Retype the whole listing, please, keeping every line exact and dropping the pictures.

__________

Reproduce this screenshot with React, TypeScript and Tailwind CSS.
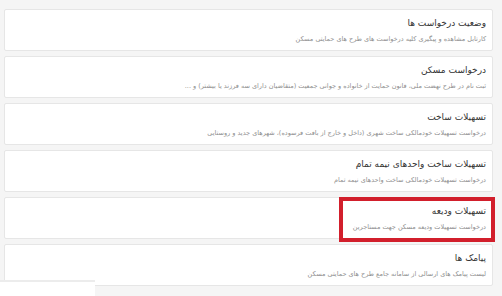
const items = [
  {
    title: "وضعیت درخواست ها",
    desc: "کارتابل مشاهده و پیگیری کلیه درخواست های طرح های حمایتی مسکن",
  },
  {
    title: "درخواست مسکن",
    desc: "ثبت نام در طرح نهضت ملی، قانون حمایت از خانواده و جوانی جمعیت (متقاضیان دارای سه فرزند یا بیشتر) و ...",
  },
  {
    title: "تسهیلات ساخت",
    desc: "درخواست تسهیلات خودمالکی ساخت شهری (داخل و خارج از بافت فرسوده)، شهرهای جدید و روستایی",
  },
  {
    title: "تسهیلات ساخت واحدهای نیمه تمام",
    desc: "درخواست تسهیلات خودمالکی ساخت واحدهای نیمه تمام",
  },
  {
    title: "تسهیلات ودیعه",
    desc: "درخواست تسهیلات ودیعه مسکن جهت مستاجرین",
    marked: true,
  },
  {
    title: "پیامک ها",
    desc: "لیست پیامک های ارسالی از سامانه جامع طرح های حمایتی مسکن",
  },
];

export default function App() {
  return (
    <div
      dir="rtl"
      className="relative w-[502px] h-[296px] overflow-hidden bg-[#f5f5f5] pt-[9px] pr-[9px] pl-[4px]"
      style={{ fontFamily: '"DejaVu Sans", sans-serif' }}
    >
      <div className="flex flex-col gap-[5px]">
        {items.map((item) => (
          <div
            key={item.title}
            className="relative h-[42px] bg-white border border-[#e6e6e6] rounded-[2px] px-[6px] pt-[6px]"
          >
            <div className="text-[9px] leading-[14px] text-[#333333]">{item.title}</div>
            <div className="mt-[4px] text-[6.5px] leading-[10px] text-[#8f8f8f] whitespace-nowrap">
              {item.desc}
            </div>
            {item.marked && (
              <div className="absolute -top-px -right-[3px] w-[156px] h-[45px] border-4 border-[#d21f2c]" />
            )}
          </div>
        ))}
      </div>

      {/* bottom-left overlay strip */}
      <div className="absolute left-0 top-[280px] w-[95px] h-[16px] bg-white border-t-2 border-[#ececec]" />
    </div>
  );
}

__________

### TASK RESPONSE
Reproduce this screenshot with React, TypeScript and Tailwind CSS.
const items = [
  {
    title: "وضعیت درخواست ها",
    desc: "کارتابل مشاهده و پیگیری کلیه درخواست های طرح های حمایتی مسکن",
  },
  {
    title: "درخواست مسکن",
    desc: "ثبت نام در طرح نهضت ملی، قانون حمایت از خانواده و جوانی جمعیت (متقاضیان دارای سه فرزند یا بیشتر) و ...",
  },
  {
    title: "تسهیلات ساخت",
    desc: "درخواست تسهیلات خودمالکی ساخت شهری (داخل و خارج از بافت فرسوده)، شهرهای جدید و روستایی",
  },
  {
    title: "تسهیلات ساخت واحدهای نیمه تمام",
    desc: "درخواست تسهیلات خودمالکی ساخت واحدهای نیمه تمام",
  },
  {
    title: "تسهیلات ودیعه",
    desc: "درخواست تسهیلات ودیعه مسکن جهت مستاجرین",
    marked: true,
  },
  {
    title: "پیامک ها",
    desc: "لیست پیامک های ارسالی از سامانه جامع طرح های حمایتی مسکن",
  },
];

export default function App() {
  return (
    <div
      dir="rtl"
      className="relative w-[502px] h-[296px] overflow-hidden bg-[#f5f5f5] pt-[9px] pr-[9px] pl-[4px]"
      style={{ fontFamily: '"DejaVu Sans", sans-serif' }}
    >
      <div className="flex flex-col gap-[5px]">
        {items.map((item) => (
          <div
            key={item.title}
            className="relative h-[42px] bg-white border border-[#e6e6e6] rounded-[2px] px-[6px] pt-[6px]"
          >
            <div className="text-[9px] leading-[14px] text-[#333333]">{item.title}</div>
            <div className="mt-[4px] text-[6.5px] leading-[10px] text-[#8f8f8f] whitespace-nowrap">
              {item.desc}
            </div>
            {item.marked && (
              <div className="absolute -top-px -right-[3px] w-[156px] h-[45px] border-4 border-[#d21f2c]" />
            )}
          </div>
        ))}
      </div>

      {/* bottom-left overlay strip */}
      <div className="absolute left-0 top-[280px] w-[95px] h-[16px] bg-white border-t-2 border-[#ececec]" />
    </div>
  );
}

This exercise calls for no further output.